PricewaterhouseCoopers was close to clinching a sale of the bulk of Wilko to Doug Putman, the owner of HMV, until Gordon Brothers, which was lined up to finance him, pulled the plug. The Pension Protection Fund, a major Wilko creditor, is now said to be keen for an independent liquidator to be appointed to sift through the wreckage. With the government having backtracked on proposals this week to create a single standalone insolvency regulator, the PPF should follow its instincts.

Gray could be the latest to don two hats in the FTSE boardroom

Woman overboard? The latest instalment of the FTSE-100 chair merry-go-round is, I’m told, close to being confirmed. Danuta Gray, who has just raided Aviva to find a new chief executive at Direct Line Group, which she chairs, is said to be on the brink of being named chair of Croda International, the chemicals group.

Gray, who is also a non-executive director of Burberry, will continue the growing trend for individuals holding more than one listed company chairmanship. In her case, her new appointment will bring the welcome benefit of maintaining the number of women occupying FTSE 100 chair roles (the incumbent at Croda is Anita Frew, who is also a dual chair at the helm of Rolls Royce Holdings).


Might it also say something, though, about the depth of the talent pool from which headhunters are selecting? My rudimentary analysis suggests that 62 FTSE 350 chairman-ships are held by individuals doubling-up – a significant if not overwhelming number. If the economy worsens, I’d expect that number to increase as boards opt for the safety of experience.

Bink in the pink but it’s not long out of the red

Barclays Bink? Not any more, it seems. Word reaches me of further intrigue at Loyalty Angels, the fintech which trades under the Bink brand and has partnerships with a slate of lenders and high street retailers.

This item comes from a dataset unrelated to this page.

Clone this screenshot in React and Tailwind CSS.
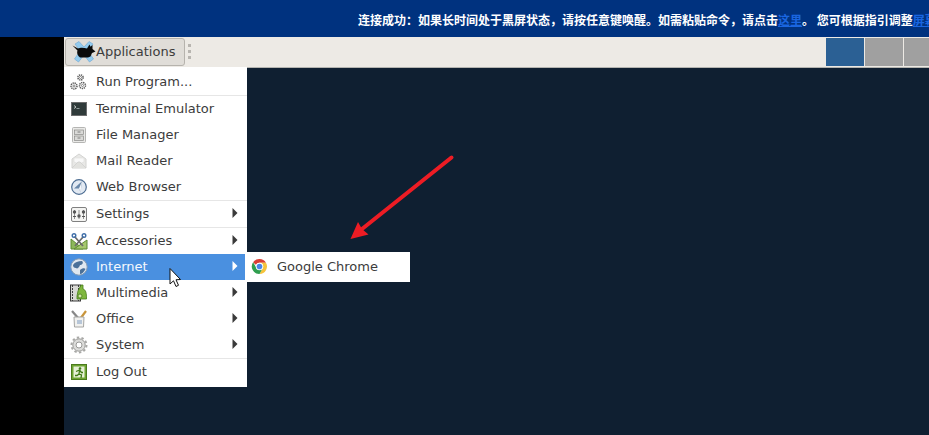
import React from 'react';

const XfceLogo = () => (
  <svg width="24" height="24" viewBox="0 0 24 24">
    <path d="M3 4 L7 1.5 L12 7 L17 1.5 L21 4 L16 11 L21.5 19 L17.5 22 L12 15 L6.5 22 L2.5 19 L8 11 Z" fill="#93cbee" stroke="#6ba5d3" strokeWidth="0.6" />
    <path d="M0.5 5.5 L6 8.5 C8 7.5 12 7.5 15 8.5 L17.5 4.5 L18.5 6.8 L20.5 5 L20.5 9 L23.5 11.5 L20 13 L18.5 16.5 L16 17.5 L8 17.5 C6 16 4.5 13 5.5 10.5 Z" fill="#0a0a0a" />
  </svg>
);

const RunIcon = () => (
  <svg width="17" height="17" viewBox="0 0 17 17" fill="#fff" stroke="#5a5a5a">
    <circle cx="10.5" cy="3.5" r="2.6" strokeWidth="1.5" strokeDasharray="1.3 0.75" />
    <circle cx="10.5" cy="3.5" r="1" strokeWidth="0.7" />
    <circle cx="4" cy="12" r="3" strokeWidth="1.5" strokeDasharray="1.3 0.75" />
    <circle cx="4" cy="12" r="1.1" strokeWidth="0.7" />
    <circle cx="12.5" cy="11.5" r="3" strokeWidth="1.5" strokeDasharray="1.3 0.75" />
    <circle cx="12.5" cy="11.5" r="1.1" strokeWidth="0.7" />
  </svg>
);

const TerminalIcon = () => (
  <svg width="16" height="14" viewBox="0 0 16 14">
    <rect x="0.5" y="0.5" width="15" height="13" fill="#2f3b3b" stroke="#6d6d6d" />
    <rect x="2" y="2" width="12" height="10" fill="#303b3a" />
    <path d="M3 3.5 L5 5 L3 6.5" fill="none" stroke="#dfe6e6" strokeWidth="0.8" />
    <path d="M5.5 6.5 H8.5" stroke="#aab5b5" strokeWidth="0.8" />
  </svg>
);

const FileIcon = () => (
  <svg width="14" height="16" viewBox="0 0 14 16">
    <rect x="0.5" y="0.5" width="13" height="15" rx="1" fill="#e9e9e7" stroke="#b5b5b3" />
    <rect x="2.5" y="3" width="9" height="4.5" fill="#dadad8" stroke="#8a8a88" strokeWidth="0.7" />
    <rect x="2.5" y="9" width="9" height="4.5" fill="#dadad8" stroke="#8a8a88" strokeWidth="0.7" />
    <path d="M5.5 5 H8.5 M5.5 11 H8.5" stroke="#666" strokeWidth="0.8" />
  </svg>
);

const MailIcon = () => (
  <svg width="16" height="16" viewBox="0 0 16 16">
    <path d="M1 6 L8 1 L15 6 V15 H1 Z" fill="#e8e8e6" stroke="#d4d4d2" />
    <path d="M3 5 H13 V9 L8 11 L3 9 Z" fill="#f8f8f8" stroke="#dcdcda" strokeWidth="0.6" />
    <path d="M1 15 L7 9 H9 L15 15" fill="#e2e2df" stroke="#cdcdcb" strokeWidth="0.7" />
  </svg>
);

const WebIcon = () => (
  <svg width="16" height="16" viewBox="0 0 16 16">
    <circle cx="8" cy="8" r="7.3" fill="#e2e9f2" stroke="#4d6d92" strokeWidth="1.2" />
    <path d="M11 2.2 L9.5 13.5 L8 9.5 L3 9.5 Z" fill="#6a88aa" />
    <path d="M11 2.2 L8 9.5 L9.5 13.5 Z" fill="#f6f8fa" />
  </svg>
);

const SettingsIcon = () => (
  <svg width="16" height="15" viewBox="0 0 16 15">
    <rect x="0.5" y="0.5" width="15" height="14" rx="1.5" fill="#f4f4f2" stroke="#808080" />
    <path d="M3.5 3 V12 M8 3 V12 M12.5 3 V12" stroke="#777" strokeWidth="0.8" />
    <circle cx="3.5" cy="5" r="1.7" fill="#555" />
    <circle cx="8" cy="9" r="1.7" fill="#555" />
    <circle cx="12.5" cy="5" r="1.7" fill="#555" />
    <path d="M2 9.5 H5 M11 9.5 H14" stroke="#555" strokeWidth="1.2" />
  </svg>
);

const AccessoriesIcon = () => (
  <svg width="18" height="17" viewBox="0 0 18 17">
    <path d="M1 16 V6 L13 16 Z" fill="#8db85a" stroke="#5d8a30" />
    <path d="M17 16 H4 L17 7 Z" fill="#a6c86e" stroke="#5d8a30" />
    <path d="M4.5 3.5 L13 13 M13.5 3.5 L5 13" stroke="#6c6c6c" strokeWidth="1.8" />
    <circle cx="4" cy="2.6" r="1.8" fill="none" stroke="#3f6ea8" strokeWidth="1.4" />
    <circle cx="14" cy="2.6" r="1.8" fill="none" stroke="#3f6ea8" strokeWidth="1.4" />
  </svg>
);

const InternetIcon = () => (
  <svg width="18" height="18" viewBox="0 0 18 18">
    <circle cx="9" cy="9" r="8.2" fill="#dfe7f0" stroke="#8299b2" />
    <path d="M3 7 C5 4 8 3 12 3 C14 5 12 7 10 7 C9 10 7 11 6 10 C4 10 3 9 3 7 Z" fill="#4a7099" />
    <path d="M10 12 C12 10 15 10 15.5 11 C14 14 12 16 10 16 Z" fill="#4a7099" />
  </svg>
);

const MultimediaIcon = () => (
  <svg width="17" height="18" viewBox="0 0 17 18">
    <rect x="0.5" y="1" width="10" height="16" fill="#d8d8d4" stroke="#3a3a3a" />
    <path d="M2.5 1 V17 M8.5 1 V17" stroke="#3a3a3a" strokeWidth="1" strokeDasharray="2 1" />
    <path d="M8 7 L11 1 H13 V5 C16 6 16.5 9 16.5 15 H7 V12 Z" fill="#7fb73e" stroke="#467b1b" strokeWidth="0.8" />
    <circle cx="10" cy="12" r="2" fill="#d4e8a8" stroke="#467b1b" strokeWidth="0.8" />
  </svg>
);

const OfficeIcon = () => (
  <svg width="16" height="18" viewBox="0 0 16 18">
    <path d="M1 1 L8 9" stroke="#888" strokeWidth="2.2" />
    <path d="M15 1 L9 9" stroke="#c9953a" strokeWidth="2.2" />
    <path d="M3 7 H13 L12.5 17 H3.5 Z" fill="#f1f1ef" stroke="#a5a5a3" />
    <rect x="6" y="10" width="5" height="4" fill="#b7c6d8" />
  </svg>
);

const SystemIcon = () => (
  <svg width="18" height="18" viewBox="0 0 18 18">
    <circle cx="9" cy="9" r="6.2" fill="#dcdcda" stroke="#9a9a98" strokeWidth="1" />
    <circle cx="9" cy="9" r="7.5" fill="none" stroke="#a8a8a6" strokeWidth="2" strokeDasharray="2.4 2.3" />
    <circle cx="9" cy="9" r="3" fill="#fff" stroke="#9a9a98" />
  </svg>
);

const LogoutIcon = () => (
  <svg width="16" height="16" viewBox="0 0 16 16">
    <rect x="0.5" y="0.5" width="15" height="15" fill="#6ea533" stroke="#4a7a1c" />
    <rect x="2.5" y="2.5" width="11" height="11" fill="#e6f0d6" />
    <circle cx="9" cy="4.5" r="1.3" fill="#3f7a16" />
    <path d="M5 7.5 L8.5 6 L10.5 8.5 L12 8.5 M8.5 6.5 L8 10 L10.5 11 L10 14 M8 10 L6 11.5 L4 11.5" fill="none" stroke="#3f7a16" strokeWidth="1.3" />
  </svg>
);

const ChromeIcon = () => (
  <svg width="17" height="17" viewBox="0 0 48 48">
    <path d="M24 3 A21 21 0 0 1 42.2 13.5 H24 A10.5 10.5 0 0 0 14.5 20 L6 12 A21 21 0 0 1 24 3 Z" fill="#d93f35" />
    <path d="M42.2 13.5 A21 21 0 0 1 24 45 L33 29 A10.5 10.5 0 0 0 24 13.5 Z" fill="#f6c33c" />
    <path d="M6 12 L15.5 28.5 A10.5 10.5 0 0 0 33 29 L24 45 A21 21 0 0 1 6 12 Z" fill="#2f9e4f" />
    <circle cx="24" cy="24" r="10.5" fill="#fff" />
    <circle cx="24" cy="24" r="8" fill="#4a86e8" />
  </svg>
);

const Caret = ({ active }) => (
  <svg width="6" height="10" viewBox="0 0 6 10" className={`ml-auto mb-[2px] ${active ? 'mr-[7px]' : 'mr-[9px]'}`}>
    <path d="M0.5 0 L5.5 5 L0.5 10 Z" fill={active ? '#ffffff' : '#3a3a3a'} />
  </svg>
);

const Row = ({ icon, label, sub, active }) => (
  <div className={`flex items-center h-[26px] ${active ? 'bg-[#4a90e0] text-[#f4f8fd] mr-[2px]' : 'text-[#3c3c3c]'}`}>
    <div className="w-[32px] flex justify-center pr-[3px]">{icon}</div>
    <span>{label}</span>
    {sub && <Caret active={active} />}
  </div>
);

const Sep = () => <div className="h-[1px] bg-[#e6e6e6]"></div>;

const App = () => {
  return (
    <div className="relative w-[929px] h-[435px] overflow-hidden flex flex-col bg-black font-['DejaVu_Sans',sans-serif] text-[13px]">
      {/* notice banner */}
      <div className="h-[37px] shrink-0 bg-[#00327f] flex items-center pl-[358px] pt-[3px] whitespace-nowrap font-bold text-[12px] text-white font-['Noto_Sans_CJK_SC',sans-serif]">
        连接成功：如果长时间处于黑屏状态，请按任意键唤醒。如需粘贴命令，请点击<span className="text-[#1a66e0] underline">这里</span>。 您可根据指引调整<span className="text-[#1a66e0] underline">屏幕</span>
      </div>

      <div className="flex flex-1 min-h-0">
        <div className="w-[64px] shrink-0 bg-black"></div>

        <div className="flex-1 flex flex-col min-w-0 bg-[#0f1f31]">
          {/* panel */}
          <div className="h-[31px] shrink-0 bg-[#edeae5] border-b border-[#b4b4b0] flex items-center pl-[1px] pb-[1px]">
            <div className="h-[28px] w-[120px] flex items-center pl-[6px] bg-[#e0ddd8] border border-[#b6b3ad] rounded-[3px] text-[#3c3c3c]">
              <XfceLogo />
              <span>Applications</span>
            </div>
            <div className="flex flex-col gap-[3px] ml-[3px]">
              <div className="w-[3px] h-[3px] bg-[#b8b5b0]"></div>
              <div className="w-[3px] h-[3px] bg-[#b8b5b0]"></div>
              <div className="w-[3px] h-[3px] bg-[#b8b5b0]"></div>
            </div>
            <div className="ml-auto flex gap-[1px] h-[28px]">
              <div className="w-[38px] bg-[#2b6094]"></div>
              <div className="w-[38px] bg-[#a0a0a0]"></div>
              <div className="w-[25px] bg-[#a0a0a0]"></div>
            </div>
          </div>
          <div className="flex-1"></div>
        </div>
      </div>

      {/* applications menu */}
      <div className="absolute left-[64px] top-[67px] w-[183px] bg-white pt-[2px] pb-[2px]">
        <Row icon={<RunIcon />} label="Run Program..." />
        <Sep />
        <Row icon={<TerminalIcon />} label="Terminal Emulator" />
        <Row icon={<FileIcon />} label="File Manager" />
        <Row icon={<MailIcon />} label="Mail Reader" />
        <Row icon={<WebIcon />} label="Web Browser" />
        <Sep />
        <Row icon={<SettingsIcon />} label="Settings" sub />
        <Sep />
        <Row icon={<AccessoriesIcon />} label="Accessories" sub />
        <Row icon={<InternetIcon />} label="Internet" sub active />
        <Row icon={<MultimediaIcon />} label="Multimedia" sub />
        <Row icon={<OfficeIcon />} label="Office" sub />
        <Row icon={<SystemIcon />} label="System" sub />
        <Sep />
        <Row icon={<LogoutIcon />} label="Log Out" />
      </div>

      {/* submenu */}
      <div className="absolute left-[247px] top-[252px] w-[163px] h-[30px] bg-white flex items-center text-[#3c3c3c] pb-[1px]">
        <div className="w-[30px] flex justify-center pr-[6px]"><ChromeIcon /></div>
        <span>Google Chrome</span>
      </div>

      {/* annotation arrow */}
      <svg className="absolute left-[340px] top-[150px]" width="120" height="100" viewBox="0 0 120 100">
        <path d="M111.5 7.5 L22 79" stroke="#ed1c24" strokeWidth="4" strokeLinecap="round" />
        <path d="M10.5 89 L18 72 L22 79 L28.5 84.5 Z" fill="#ed1c24" />
      </svg>

      {/* mouse pointer */}
      <svg className="absolute left-[168px] top-[267px]" width="14" height="22" viewBox="0 0 14 22">
        <path d="M2 1.5 V17 L5.5 13.8 L8 19.5 L10.5 18.3 L8 12.8 L12.5 12.5 Z" fill="#fff" stroke="#111" strokeWidth="1" />
      </svg>
    </div>
  );
};

export default App;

A recent shareholder update from Mike Jordan, its chief executive, revealed that its long-standing commercial ties to Barclays are in the process of being severed.

“At this point in time we do not see the prioritisation and promotion of the Bink capability within the Barclays app to be at levels required to ensure value to our retail partners and resultant revenues to us,” he wrote.


Bold stuff, particularly because as recently as late last year Bink was engaged in a fight for survival – one it survived only by the skin of its teeth. At that point, when Bob Wigley, the chairman of banking industry trade body UK Finance, stepped down as chair of Loyalty Angels, things looked pretty hairy. Now, though, Jordan claims it is on the front foot, having signed a deal with “the leading bank in an international territory”.


Additionally, it has struck partnerships with Costa Coffee and The Works, the books and toys retailer, to add to its list of payment-linked loyalty affiliates; others, with Iceland and Wasabi, will be discontinued.
Its primary UK banking relationship will be with its other strategic investor, Lloyds Banking Group. As so many tech company failures have demonstrated in recent months, the presence of a big industry player on its share register can be invaluable at times of distress – but neither is it a guarantee of bottomless pockets. I suspect it won’t be too long before the Bink begging bowl comes out again.